Exercise brief –
Check each line of the listing below for the string "components", and copy the ones that have it.

[Begin Material]

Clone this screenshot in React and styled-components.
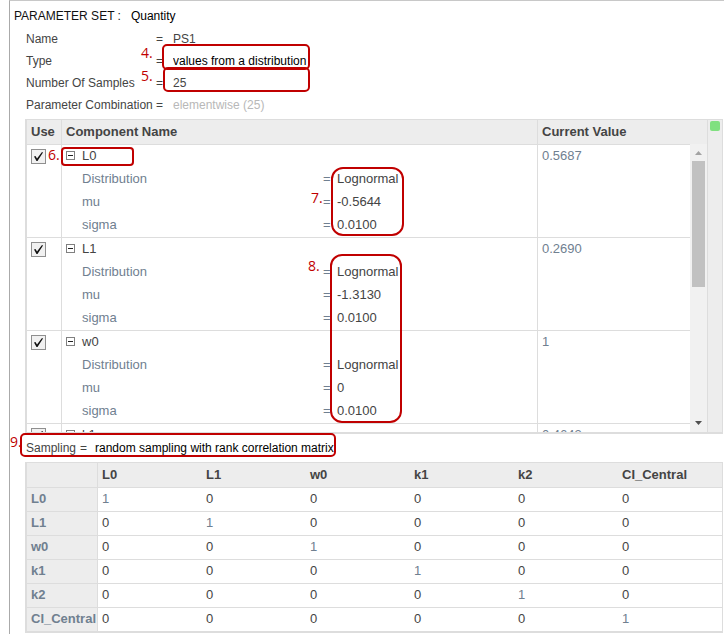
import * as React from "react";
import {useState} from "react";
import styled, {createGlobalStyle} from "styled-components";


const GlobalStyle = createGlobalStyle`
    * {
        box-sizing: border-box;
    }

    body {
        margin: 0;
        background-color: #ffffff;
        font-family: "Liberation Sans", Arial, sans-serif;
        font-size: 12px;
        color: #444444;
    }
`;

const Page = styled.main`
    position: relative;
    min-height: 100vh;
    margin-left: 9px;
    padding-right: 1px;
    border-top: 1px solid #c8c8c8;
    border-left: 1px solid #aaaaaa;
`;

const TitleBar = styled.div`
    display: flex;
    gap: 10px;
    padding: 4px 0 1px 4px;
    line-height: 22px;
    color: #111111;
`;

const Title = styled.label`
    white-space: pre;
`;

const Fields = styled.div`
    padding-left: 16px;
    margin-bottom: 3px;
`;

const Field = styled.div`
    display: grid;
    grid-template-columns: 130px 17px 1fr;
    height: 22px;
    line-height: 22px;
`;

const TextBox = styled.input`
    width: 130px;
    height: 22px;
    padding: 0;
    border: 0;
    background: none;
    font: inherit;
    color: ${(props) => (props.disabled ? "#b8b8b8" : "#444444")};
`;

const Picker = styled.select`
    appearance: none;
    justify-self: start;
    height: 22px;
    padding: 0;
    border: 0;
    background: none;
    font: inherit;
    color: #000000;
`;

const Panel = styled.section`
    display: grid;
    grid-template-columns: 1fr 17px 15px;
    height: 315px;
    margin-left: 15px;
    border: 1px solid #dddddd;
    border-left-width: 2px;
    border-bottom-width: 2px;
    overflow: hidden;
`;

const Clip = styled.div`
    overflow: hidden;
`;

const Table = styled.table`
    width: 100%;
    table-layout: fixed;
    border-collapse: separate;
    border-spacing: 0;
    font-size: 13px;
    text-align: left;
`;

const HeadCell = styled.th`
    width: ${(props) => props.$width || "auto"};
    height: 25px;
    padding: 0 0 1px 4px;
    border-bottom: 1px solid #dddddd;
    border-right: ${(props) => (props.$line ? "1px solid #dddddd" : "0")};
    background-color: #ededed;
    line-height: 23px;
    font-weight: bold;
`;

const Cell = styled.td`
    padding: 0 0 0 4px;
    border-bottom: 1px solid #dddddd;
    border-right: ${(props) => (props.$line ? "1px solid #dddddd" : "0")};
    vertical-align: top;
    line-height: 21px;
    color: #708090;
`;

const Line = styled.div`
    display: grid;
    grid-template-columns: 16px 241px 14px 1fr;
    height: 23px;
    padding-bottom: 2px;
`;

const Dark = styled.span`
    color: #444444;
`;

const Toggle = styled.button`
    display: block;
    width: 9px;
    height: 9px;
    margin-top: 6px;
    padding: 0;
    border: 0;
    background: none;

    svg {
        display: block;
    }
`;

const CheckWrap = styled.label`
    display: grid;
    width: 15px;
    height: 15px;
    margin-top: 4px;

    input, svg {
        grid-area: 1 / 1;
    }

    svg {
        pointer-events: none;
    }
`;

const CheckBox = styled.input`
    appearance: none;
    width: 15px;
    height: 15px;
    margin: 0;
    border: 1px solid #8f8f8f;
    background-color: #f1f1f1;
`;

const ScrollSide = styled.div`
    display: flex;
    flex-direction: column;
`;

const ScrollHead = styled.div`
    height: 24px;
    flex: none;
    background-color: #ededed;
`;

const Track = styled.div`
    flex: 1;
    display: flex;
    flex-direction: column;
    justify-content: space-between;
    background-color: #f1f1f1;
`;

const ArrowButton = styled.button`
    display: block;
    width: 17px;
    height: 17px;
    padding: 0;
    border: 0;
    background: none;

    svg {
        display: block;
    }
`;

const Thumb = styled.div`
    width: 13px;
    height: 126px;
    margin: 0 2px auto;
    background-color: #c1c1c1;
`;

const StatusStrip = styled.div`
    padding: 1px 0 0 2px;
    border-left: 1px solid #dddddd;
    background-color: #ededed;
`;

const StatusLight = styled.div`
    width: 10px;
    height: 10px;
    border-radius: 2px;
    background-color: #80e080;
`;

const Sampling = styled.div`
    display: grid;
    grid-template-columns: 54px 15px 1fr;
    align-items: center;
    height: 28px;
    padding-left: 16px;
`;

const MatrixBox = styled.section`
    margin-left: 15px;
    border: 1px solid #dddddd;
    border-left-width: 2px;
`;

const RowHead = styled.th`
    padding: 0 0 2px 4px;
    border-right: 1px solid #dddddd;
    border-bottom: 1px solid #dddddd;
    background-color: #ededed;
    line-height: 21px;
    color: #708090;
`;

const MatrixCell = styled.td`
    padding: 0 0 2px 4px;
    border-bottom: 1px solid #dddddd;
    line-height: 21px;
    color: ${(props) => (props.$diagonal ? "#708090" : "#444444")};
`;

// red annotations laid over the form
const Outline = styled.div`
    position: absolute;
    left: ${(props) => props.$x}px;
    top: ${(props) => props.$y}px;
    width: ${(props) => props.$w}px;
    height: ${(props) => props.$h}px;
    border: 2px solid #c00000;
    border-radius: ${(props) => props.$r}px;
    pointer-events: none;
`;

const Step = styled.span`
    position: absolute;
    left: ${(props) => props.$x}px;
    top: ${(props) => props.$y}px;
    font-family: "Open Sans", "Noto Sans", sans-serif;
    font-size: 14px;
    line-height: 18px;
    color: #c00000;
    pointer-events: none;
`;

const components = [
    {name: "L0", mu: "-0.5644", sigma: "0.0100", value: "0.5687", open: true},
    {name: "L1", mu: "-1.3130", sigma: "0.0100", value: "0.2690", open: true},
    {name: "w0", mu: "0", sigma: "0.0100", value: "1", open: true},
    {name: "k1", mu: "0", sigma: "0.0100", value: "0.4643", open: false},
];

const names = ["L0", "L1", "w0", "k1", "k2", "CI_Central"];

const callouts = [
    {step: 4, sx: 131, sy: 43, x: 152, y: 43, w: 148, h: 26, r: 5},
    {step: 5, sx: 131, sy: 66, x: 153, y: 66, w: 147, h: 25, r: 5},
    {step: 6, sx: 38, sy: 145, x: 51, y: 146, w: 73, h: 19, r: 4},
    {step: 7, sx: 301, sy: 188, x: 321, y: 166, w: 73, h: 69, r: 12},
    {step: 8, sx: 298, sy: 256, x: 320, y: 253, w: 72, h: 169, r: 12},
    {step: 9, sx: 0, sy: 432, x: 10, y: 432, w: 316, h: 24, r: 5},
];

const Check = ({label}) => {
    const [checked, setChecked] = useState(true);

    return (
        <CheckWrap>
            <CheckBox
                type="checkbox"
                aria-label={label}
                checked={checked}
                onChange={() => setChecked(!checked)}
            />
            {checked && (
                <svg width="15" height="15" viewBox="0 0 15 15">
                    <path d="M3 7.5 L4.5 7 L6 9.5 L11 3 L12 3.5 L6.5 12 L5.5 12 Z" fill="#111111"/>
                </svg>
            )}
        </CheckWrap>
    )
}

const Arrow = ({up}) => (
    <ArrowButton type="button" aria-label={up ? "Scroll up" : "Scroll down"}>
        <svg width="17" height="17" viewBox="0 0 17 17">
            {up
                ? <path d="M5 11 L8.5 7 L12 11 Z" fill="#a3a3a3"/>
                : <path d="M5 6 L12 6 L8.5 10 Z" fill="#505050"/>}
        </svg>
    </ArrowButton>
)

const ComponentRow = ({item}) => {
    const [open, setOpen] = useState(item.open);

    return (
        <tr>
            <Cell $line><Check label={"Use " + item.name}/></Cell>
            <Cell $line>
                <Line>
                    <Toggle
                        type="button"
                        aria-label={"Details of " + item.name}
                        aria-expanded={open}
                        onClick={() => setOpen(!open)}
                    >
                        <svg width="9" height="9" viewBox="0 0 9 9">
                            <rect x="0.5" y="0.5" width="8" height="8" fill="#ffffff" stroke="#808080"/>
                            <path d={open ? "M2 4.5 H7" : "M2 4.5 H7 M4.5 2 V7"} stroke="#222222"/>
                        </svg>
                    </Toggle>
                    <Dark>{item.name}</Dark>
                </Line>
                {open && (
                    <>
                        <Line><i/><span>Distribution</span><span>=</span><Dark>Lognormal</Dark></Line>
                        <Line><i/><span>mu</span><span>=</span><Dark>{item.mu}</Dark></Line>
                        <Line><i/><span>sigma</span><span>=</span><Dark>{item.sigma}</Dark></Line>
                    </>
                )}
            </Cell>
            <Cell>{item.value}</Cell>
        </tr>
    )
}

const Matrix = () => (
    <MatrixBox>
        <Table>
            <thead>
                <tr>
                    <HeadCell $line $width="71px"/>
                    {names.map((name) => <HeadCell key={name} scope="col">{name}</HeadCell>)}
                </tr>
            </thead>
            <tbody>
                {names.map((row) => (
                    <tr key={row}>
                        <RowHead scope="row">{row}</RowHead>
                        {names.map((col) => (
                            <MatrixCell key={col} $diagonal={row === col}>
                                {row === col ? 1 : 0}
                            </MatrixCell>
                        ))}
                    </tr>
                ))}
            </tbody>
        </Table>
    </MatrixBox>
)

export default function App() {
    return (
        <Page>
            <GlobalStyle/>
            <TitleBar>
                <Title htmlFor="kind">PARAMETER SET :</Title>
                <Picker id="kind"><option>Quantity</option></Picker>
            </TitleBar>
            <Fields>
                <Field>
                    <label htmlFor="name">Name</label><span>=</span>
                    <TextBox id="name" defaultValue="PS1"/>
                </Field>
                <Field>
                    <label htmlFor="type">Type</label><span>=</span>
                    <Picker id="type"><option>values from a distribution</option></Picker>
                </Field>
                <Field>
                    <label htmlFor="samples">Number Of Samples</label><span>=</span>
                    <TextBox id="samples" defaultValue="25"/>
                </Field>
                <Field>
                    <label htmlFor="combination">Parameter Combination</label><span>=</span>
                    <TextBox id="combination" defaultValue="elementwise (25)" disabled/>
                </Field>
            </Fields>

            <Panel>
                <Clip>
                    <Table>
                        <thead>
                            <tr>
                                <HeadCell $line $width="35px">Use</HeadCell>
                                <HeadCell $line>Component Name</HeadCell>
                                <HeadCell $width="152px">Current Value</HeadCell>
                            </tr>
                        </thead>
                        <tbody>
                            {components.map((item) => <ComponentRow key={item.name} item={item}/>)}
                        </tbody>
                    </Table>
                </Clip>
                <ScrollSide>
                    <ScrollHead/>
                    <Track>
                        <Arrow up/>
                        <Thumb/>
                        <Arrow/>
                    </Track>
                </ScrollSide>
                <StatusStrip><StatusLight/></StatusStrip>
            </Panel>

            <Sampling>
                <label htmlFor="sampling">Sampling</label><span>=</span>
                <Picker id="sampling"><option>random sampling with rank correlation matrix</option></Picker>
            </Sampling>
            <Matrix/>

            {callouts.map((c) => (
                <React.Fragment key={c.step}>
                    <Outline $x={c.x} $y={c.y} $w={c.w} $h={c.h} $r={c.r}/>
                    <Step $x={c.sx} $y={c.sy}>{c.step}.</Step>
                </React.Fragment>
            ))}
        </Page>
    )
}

[End Material]

Result for this exercise –
Clone this screenshot in React and styled-components.
import styled, {createGlobalStyle} from "styled-components";
const components = [
                            {components.map((item) => <ComponentRow key={item.name} item={item}/>)}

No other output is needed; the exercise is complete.